What is expected:
Keep only those lines of the records that include the string "screenshot".

Dataset extract:

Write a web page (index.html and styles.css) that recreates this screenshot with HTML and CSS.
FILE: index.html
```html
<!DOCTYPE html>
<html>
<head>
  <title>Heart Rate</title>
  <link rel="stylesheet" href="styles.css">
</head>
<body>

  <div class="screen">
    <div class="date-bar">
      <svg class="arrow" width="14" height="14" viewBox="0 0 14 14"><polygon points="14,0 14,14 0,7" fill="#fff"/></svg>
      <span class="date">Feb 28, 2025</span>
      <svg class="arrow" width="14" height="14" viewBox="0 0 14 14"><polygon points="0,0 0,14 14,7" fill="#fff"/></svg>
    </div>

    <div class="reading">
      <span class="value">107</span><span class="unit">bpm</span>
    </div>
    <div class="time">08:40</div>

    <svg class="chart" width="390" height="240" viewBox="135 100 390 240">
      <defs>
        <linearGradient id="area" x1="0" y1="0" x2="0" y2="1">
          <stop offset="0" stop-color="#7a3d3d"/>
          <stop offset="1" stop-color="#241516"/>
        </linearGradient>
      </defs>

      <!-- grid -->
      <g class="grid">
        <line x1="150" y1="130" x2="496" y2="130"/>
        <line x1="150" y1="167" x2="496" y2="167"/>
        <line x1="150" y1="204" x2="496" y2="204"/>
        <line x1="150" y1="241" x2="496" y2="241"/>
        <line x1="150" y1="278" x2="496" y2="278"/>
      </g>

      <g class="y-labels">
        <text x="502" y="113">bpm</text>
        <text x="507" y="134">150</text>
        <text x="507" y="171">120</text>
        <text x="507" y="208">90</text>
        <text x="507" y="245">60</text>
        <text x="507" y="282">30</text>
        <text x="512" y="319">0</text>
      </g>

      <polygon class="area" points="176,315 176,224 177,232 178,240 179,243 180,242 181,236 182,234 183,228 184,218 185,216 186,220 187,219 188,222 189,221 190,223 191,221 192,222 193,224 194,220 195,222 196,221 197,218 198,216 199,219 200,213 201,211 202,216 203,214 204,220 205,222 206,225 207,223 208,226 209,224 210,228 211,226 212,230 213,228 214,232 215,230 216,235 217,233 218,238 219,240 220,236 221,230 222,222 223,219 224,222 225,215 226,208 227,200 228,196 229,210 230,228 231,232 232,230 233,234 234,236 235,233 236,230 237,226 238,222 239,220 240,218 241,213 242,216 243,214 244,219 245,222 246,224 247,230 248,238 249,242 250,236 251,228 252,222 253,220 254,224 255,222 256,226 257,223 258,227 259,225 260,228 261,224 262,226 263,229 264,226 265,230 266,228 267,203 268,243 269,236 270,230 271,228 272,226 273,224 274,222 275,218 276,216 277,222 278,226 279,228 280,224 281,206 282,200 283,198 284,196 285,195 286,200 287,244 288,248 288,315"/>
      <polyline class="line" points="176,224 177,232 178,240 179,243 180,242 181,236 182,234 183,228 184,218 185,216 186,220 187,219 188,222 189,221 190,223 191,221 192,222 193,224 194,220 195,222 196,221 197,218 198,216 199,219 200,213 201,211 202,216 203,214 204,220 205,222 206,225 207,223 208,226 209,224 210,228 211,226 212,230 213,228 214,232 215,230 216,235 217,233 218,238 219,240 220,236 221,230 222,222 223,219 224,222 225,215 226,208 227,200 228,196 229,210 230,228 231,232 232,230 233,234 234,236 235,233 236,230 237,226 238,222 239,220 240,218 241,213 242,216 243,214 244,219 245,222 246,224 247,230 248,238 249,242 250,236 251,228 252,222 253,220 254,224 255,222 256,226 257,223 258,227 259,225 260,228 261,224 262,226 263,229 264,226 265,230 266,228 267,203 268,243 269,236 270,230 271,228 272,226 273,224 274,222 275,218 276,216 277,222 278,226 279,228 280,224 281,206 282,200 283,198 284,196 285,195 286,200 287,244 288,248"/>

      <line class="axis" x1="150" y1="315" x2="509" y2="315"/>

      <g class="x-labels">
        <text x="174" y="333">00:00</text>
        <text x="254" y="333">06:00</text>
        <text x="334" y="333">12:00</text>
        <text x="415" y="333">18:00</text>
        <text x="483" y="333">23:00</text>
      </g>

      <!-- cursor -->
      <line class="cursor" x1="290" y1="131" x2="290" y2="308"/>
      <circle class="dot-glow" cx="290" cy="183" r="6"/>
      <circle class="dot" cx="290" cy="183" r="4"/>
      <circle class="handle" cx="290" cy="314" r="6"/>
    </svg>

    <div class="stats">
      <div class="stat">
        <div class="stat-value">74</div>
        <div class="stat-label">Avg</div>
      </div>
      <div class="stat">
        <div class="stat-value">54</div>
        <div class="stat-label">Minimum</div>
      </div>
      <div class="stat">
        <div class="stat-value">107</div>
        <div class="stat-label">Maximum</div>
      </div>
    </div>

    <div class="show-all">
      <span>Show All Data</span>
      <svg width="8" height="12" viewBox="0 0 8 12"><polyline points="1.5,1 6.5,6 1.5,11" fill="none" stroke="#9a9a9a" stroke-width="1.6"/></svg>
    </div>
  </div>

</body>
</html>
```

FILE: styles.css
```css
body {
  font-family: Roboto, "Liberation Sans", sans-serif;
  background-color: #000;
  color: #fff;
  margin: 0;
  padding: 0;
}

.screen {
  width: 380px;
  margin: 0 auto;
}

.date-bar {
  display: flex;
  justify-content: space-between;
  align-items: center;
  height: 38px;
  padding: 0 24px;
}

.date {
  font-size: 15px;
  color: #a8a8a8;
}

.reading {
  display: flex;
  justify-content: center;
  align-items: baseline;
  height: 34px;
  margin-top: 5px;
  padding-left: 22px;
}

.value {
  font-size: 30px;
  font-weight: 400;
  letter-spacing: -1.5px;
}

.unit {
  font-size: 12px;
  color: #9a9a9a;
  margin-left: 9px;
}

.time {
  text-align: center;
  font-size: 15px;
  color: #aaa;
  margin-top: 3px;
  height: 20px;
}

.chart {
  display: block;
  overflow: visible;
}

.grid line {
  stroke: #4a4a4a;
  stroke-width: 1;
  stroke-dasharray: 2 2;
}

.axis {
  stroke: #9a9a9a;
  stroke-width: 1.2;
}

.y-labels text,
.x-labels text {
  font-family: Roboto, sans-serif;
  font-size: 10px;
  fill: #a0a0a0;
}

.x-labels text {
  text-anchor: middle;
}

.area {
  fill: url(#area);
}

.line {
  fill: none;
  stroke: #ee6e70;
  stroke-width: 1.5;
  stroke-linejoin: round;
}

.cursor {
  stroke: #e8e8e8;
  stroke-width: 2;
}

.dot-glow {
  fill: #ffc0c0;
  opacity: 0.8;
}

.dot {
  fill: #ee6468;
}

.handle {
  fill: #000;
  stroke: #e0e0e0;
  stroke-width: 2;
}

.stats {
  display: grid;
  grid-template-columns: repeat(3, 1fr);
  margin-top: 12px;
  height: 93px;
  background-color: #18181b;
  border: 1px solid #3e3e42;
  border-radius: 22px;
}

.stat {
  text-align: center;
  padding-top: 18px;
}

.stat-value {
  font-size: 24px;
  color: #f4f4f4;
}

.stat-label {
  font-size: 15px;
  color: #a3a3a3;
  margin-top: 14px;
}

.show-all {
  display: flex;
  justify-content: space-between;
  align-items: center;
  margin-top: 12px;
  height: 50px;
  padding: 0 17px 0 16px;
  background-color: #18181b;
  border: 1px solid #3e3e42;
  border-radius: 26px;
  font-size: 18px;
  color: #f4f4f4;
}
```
==
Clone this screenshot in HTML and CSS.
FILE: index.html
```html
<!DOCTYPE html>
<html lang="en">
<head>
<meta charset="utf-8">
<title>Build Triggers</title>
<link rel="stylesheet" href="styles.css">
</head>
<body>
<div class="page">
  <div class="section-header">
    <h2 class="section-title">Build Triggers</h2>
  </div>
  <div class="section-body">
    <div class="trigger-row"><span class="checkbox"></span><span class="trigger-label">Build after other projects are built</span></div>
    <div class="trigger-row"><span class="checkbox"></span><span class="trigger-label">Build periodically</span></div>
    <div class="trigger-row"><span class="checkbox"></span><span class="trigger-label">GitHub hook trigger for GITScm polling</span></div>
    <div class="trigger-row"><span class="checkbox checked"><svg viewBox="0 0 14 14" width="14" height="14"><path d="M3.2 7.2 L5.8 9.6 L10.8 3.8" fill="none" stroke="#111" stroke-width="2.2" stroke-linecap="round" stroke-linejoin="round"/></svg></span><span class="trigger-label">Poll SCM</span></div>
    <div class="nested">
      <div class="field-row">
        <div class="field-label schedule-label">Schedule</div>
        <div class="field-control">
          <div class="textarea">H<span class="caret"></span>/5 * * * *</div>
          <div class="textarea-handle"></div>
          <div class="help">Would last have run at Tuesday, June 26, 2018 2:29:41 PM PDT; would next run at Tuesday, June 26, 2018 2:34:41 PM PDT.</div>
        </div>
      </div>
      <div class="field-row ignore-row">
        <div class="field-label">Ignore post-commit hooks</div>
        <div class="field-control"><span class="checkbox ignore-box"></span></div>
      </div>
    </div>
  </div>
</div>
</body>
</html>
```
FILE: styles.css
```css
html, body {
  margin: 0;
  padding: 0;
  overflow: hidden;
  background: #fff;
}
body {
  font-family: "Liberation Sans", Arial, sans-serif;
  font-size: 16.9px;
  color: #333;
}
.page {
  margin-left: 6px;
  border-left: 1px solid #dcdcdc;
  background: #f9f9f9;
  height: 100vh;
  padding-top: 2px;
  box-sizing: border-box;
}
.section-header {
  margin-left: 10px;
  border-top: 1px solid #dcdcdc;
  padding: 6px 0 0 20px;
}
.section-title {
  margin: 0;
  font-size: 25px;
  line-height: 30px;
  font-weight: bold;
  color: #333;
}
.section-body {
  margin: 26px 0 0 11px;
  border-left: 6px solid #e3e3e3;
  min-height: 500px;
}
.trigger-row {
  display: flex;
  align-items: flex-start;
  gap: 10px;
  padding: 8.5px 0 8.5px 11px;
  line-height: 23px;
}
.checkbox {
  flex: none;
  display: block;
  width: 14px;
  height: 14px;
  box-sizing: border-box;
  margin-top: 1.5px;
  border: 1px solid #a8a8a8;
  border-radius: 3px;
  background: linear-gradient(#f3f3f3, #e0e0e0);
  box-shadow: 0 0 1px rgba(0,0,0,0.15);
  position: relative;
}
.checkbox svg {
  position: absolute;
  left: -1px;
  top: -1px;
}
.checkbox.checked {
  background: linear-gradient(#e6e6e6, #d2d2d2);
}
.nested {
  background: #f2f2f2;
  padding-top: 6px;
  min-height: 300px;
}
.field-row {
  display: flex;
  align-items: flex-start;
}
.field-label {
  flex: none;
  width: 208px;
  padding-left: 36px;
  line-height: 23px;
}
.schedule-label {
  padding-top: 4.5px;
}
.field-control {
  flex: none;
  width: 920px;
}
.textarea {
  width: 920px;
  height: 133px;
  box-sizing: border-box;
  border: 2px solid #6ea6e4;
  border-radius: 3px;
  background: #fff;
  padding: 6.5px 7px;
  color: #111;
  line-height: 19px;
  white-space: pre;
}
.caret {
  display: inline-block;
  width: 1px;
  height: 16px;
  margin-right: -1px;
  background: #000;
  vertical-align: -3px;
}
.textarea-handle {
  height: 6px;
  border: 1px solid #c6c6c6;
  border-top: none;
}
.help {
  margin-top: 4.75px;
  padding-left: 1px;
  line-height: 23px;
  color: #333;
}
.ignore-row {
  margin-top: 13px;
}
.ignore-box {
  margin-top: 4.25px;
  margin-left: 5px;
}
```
* * *
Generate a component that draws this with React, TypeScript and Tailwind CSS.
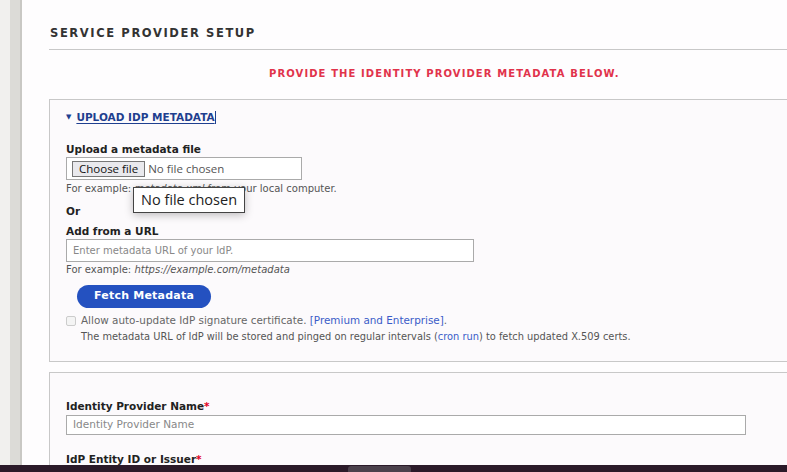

Result:
Write a web page (index.html and styles.css) that recreates this screenshot with HTML and CSS.
Clone this screenshot in HTML and CSS.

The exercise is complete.